*What the task requires*. Omit the images, then print each record below exactly as it reads.

*Stored rows*.

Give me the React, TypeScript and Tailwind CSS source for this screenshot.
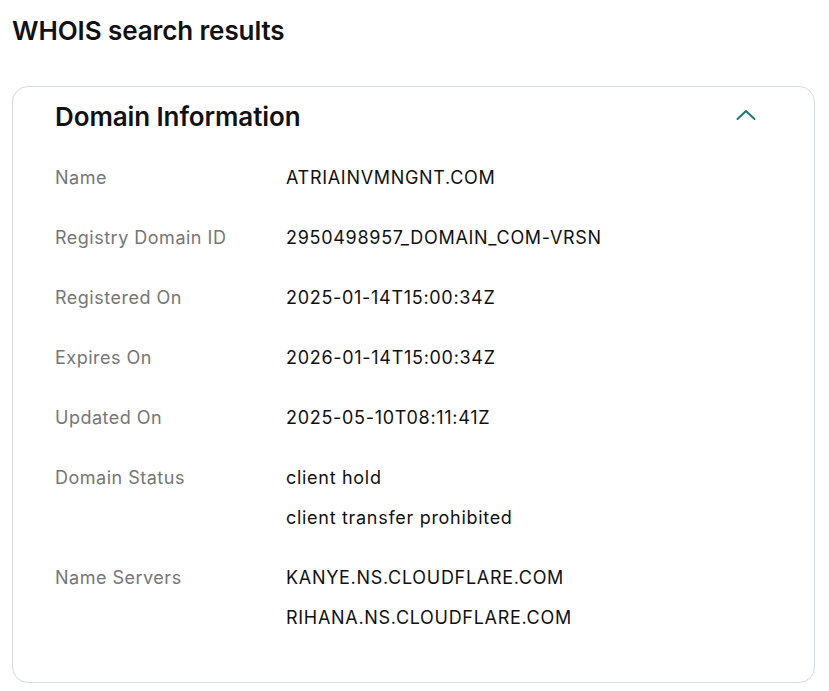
const rows: { label: string; values: string[] }[] = [
  { label: "Name", values: ["ATRIAINVMNGNT.COM"] },
  { label: "Registry Domain ID", values: ["2950498957_DOMAIN_COM-VRSN"] },
  { label: "Registered On", values: ["2025-01-14T15:00:34Z"] },
  { label: "Expires On", values: ["2026-01-14T15:00:34Z"] },
  { label: "Updated On", values: ["2025-05-10T08:11:41Z"] },
  { label: "Domain Status", values: ["client hold", "client transfer prohibited"] },
  { label: "Name Servers", values: ["KANYE.NS.CLOUDFLARE.COM", "RIHANA.NS.CLOUDFLARE.COM"] },
];

export default function App() {
  return (
    <div className="min-h-screen bg-white px-3 pt-[15px] font-['Inter','Noto_Sans',sans-serif] text-[#111]">
      <h1 className="text-[26px] leading-8 font-semibold tracking-[-0.1px]">WHOIS search results</h1>

      {/* Card */}
      <div className="mt-[39px] w-[803px] rounded-2xl border border-[#d4dbe0] pb-[44px] pl-[42px] pr-[58px] pt-3">
        <div className="flex items-center justify-between">
          <h2 className="text-[26px] leading-9 font-semibold tracking-[-0.1px]">Domain Information</h2>
          <svg width="20" height="12" viewBox="0 0 20 12" fill="none" className="-mt-1 text-[#1c7a7c]">
            <path d="M1.5 10 L10 2 L18.5 10" stroke="currentColor" strokeWidth="2" strokeLinecap="round" strokeLinejoin="round" />
          </svg>
        </div>

        <div className="mt-[23px] flex flex-col gap-5">
          {rows.map((row) => (
            <div key={row.label} className="flex text-[18px]">
              <div className="w-[231px] shrink-0 leading-10 tracking-[0.5px] text-[#767676]">{row.label}</div>
              <div className="flex flex-col tracking-[0.7px]">
                {row.values.map((v) => (
                  <div key={v} className="leading-10">{v}</div>
                ))}
              </div>
            </div>
          ))}
        </div>
      </div>
    </div>
  );
}
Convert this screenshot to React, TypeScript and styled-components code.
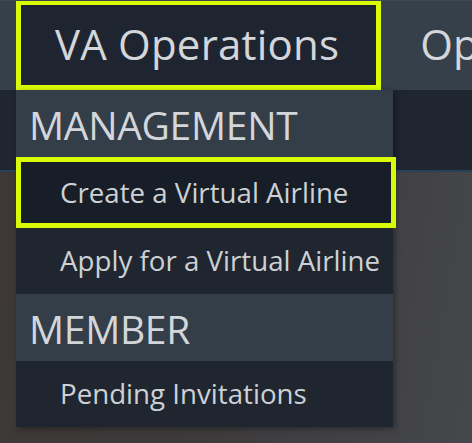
import React from 'react';
import styled, { createGlobalStyle } from 'styled-components';

const GlobalStyle = createGlobalStyle`
    html, body {
        margin: 0;
        padding: 0;
        height: 100%;
        background: #3d3a3a;
    }
    #root {
        height: 100%;
    }
    * {
        box-sizing: border-box;
    }
`;

const Page = styled.div`
    display: flex;
    flex-direction: column;
    height: 443px;
    overflow: hidden;
    position: relative;
    font-family: 'Open Sans', 'Noto Sans', Arial, sans-serif;
    color: #d3d6da;
`;

const NavBar = styled.nav`
    display: flex;
    align-items: stretch;
    height: 90px;
    padding-left: 16px;
    background: #36404b;
    border-top: 1px solid #3d4752;
    overflow: hidden;
`;

const NavItem = styled.div<{ $active?: boolean }>`
    display: flex;
    align-items: center;
    flex-shrink: 0;
    padding: 0 37px 4px 34px;
    font-size: 42px;
    letter-spacing: 0.2px;
    white-space: nowrap;
    background: ${p => (p.$active ? '#1f2530' : 'transparent')};
    border: ${p => (p.$active ? '5px solid #d9fc06' : '5px solid transparent')};
    margin-top: -1px;
    height: 90px;
`;

const SubBar = styled.div`
    height: 82px;
    background: #1f2630;
    border-bottom: 2px solid #27435a;
`;

const Hero = styled.div`
    flex: 1;
    background: linear-gradient(100deg, #3e3938 0%, #3d3a3b 45%, #45474b 100%);
`;

const Dropdown = styled.div`
    position: absolute;
    top: 90px;
    left: 16px;
    width: 377px;
    display: flex;
    flex-direction: column;
    box-shadow: 2px 2px 6px rgba(0, 0, 0, 0.35);
`;

const GroupHeader = styled.div<{ $height: number }>`
    display: flex;
    align-items: center;
    height: ${p => p.$height}px;
    padding: 2px 0 0 13px;
    background: #343e49;
    font-size: 39px;
    letter-spacing: -0.3px;
`;

const MenuItem = styled.div<{ $selected?: boolean }>`
    display: flex;
    align-items: center;
    height: ${p => (p.$selected ? 71 : 66)}px;
    padding-left: ${p => (p.$selected ? 39 : 44)}px;
    padding-bottom: 2px;
    background: ${p => (p.$selected ? '#181e27' : '#1f2630')};
    border: ${p => (p.$selected ? '5px solid #d9fc06' : 'none')};
    margin-right: ${p => (p.$selected ? -3 : 0)}px;
    font-size: 27.7px;
    color: #cdd1d5;
    white-space: nowrap;
`;

export default function App() {
    return (
        <>
            <GlobalStyle />
            <Page>
                <NavBar>
                    <NavItem $active>VA Operations</NavItem>
                    <NavItem>Operations</NavItem>
                </NavBar>
                <SubBar />
                <Hero />
                <Dropdown>
                    <GroupHeader $height={67}>MANAGEMENT</GroupHeader>
                    <MenuItem $selected>Create a Virtual Airline</MenuItem>
                    <MenuItem>Apply for a Virtual Airline</MenuItem>
                    <GroupHeader $height={67}>MEMBER</GroupHeader>
                    <MenuItem>Pending Invitations</MenuItem>
                </Dropdown>
            </Page>
        </>
    );
}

*Task solution*.
Give me the React, TypeScript and Tailwind CSS source for this screenshot.
const rows: { label: string; values: string[] }[] = [
  { label: "Name", values: ["ATRIAINVMNGNT.COM"] },
  { label: "Registry Domain ID", values: ["2950498957_DOMAIN_COM-VRSN"] },
  { label: "Registered On", values: ["2025-01-14T15:00:34Z"] },
  { label: "Expires On", values: ["2026-01-14T15:00:34Z"] },
  { label: "Updated On", values: ["2025-05-10T08:11:41Z"] },
  { label: "Domain Status", values: ["client hold", "client transfer prohibited"] },
  { label: "Name Servers", values: ["KANYE.NS.CLOUDFLARE.COM", "RIHANA.NS.CLOUDFLARE.COM"] },
];

export default function App() {
  return (
    <div className="min-h-screen bg-white px-3 pt-[15px] font-['Inter','Noto_Sans',sans-serif] text-[#111]">
      <h1 className="text-[26px] leading-8 font-semibold tracking-[-0.1px]">WHOIS search results</h1>

      {/* Card */}
      <div className="mt-[39px] w-[803px] rounded-2xl border border-[#d4dbe0] pb-[44px] pl-[42px] pr-[58px] pt-3">
        <div className="flex items-center justify-between">
          <h2 className="text-[26px] leading-9 font-semibold tracking-[-0.1px]">Domain Information</h2>
          <svg width="20" height="12" viewBox="0 0 20 12" fill="none" className="-mt-1 text-[#1c7a7c]">
            <path d="M1.5 10 L10 2 L18.5 10" stroke="currentColor" strokeWidth="2" strokeLinecap="round" strokeLinejoin="round" />
          </svg>
        </div>

        <div className="mt-[23px] flex flex-col gap-5">
          {rows.map((row) => (
            <div key={row.label} className="flex text-[18px]">
              <div className="w-[231px] shrink-0 leading-10 tracking-[0.5px] text-[#767676]">{row.label}</div>
              <div className="flex flex-col tracking-[0.7px]">
                {row.values.map((v) => (
                  <div key={v} className="leading-10">{v}</div>
                ))}
              </div>
            </div>
          ))}
        </div>
      </div>
    </div>
  );
}
Convert this screenshot to React, TypeScript and styled-components code.
import React from 'react';
import styled, { createGlobalStyle } from 'styled-components';

const GlobalStyle = createGlobalStyle`
    html, body {
        margin: 0;
        padding: 0;
        height: 100%;
        background: #3d3a3a;
    }
    #root {
        height: 100%;
    }
    * {
        box-sizing: border-box;
    }
`;

const Page = styled.div`
    display: flex;
    flex-direction: column;
    height: 443px;
    overflow: hidden;
    position: relative;
    font-family: 'Open Sans', 'Noto Sans', Arial, sans-serif;
    color: #d3d6da;
`;

const NavBar = styled.nav`
    display: flex;
    align-items: stretch;
    height: 90px;
    padding-left: 16px;
    background: #36404b;
    border-top: 1px solid #3d4752;
    overflow: hidden;
`;

const NavItem = styled.div<{ $active?: boolean }>`
    display: flex;
    align-items: center;
    flex-shrink: 0;
    padding: 0 37px 4px 34px;
    font-size: 42px;
    letter-spacing: 0.2px;
    white-space: nowrap;
    background: ${p => (p.$active ? '#1f2530' : 'transparent')};
    border: ${p => (p.$active ? '5px solid #d9fc06' : '5px solid transparent')};
    margin-top: -1px;
    height: 90px;
`;

const SubBar = styled.div`
    height: 82px;
    background: #1f2630;
    border-bottom: 2px solid #27435a;
`;

const Hero = styled.div`
    flex: 1;
    background: linear-gradient(100deg, #3e3938 0%, #3d3a3b 45%, #45474b 100%);
`;

const Dropdown = styled.div`
    position: absolute;
    top: 90px;
    left: 16px;
    width: 377px;
    display: flex;
    flex-direction: column;
    box-shadow: 2px 2px 6px rgba(0, 0, 0, 0.35);
`;

const GroupHeader = styled.div<{ $height: number }>`
    display: flex;
    align-items: center;
    height: ${p => p.$height}px;
    padding: 2px 0 0 13px;
    background: #343e49;
    font-size: 39px;
    letter-spacing: -0.3px;
`;

const MenuItem = styled.div<{ $selected?: boolean }>`
    display: flex;
    align-items: center;
    height: ${p => (p.$selected ? 71 : 66)}px;
    padding-left: ${p => (p.$selected ? 39 : 44)}px;
    padding-bottom: 2px;
    background: ${p => (p.$selected ? '#181e27' : '#1f2630')};
    border: ${p => (p.$selected ? '5px solid #d9fc06' : 'none')};
    margin-right: ${p => (p.$selected ? -3 : 0)}px;
    font-size: 27.7px;
    color: #cdd1d5;
    white-space: nowrap;
`;

export default function App() {
    return (
        <>
            <GlobalStyle />
            <Page>
                <NavBar>
                    <NavItem $active>VA Operations</NavItem>
                    <NavItem>Operations</NavItem>
                </NavBar>
                <SubBar />
                <Hero />
                <Dropdown>
                    <GroupHeader $height={67}>MANAGEMENT</GroupHeader>
                    <MenuItem $selected>Create a Virtual Airline</MenuItem>
                    <MenuItem>Apply for a Virtual Airline</MenuItem>
                    <GroupHeader $height={67}>MEMBER</GroupHeader>
                    <MenuItem>Pending Invitations</MenuItem>
                </Dropdown>
            </Page>
        </>
    );
}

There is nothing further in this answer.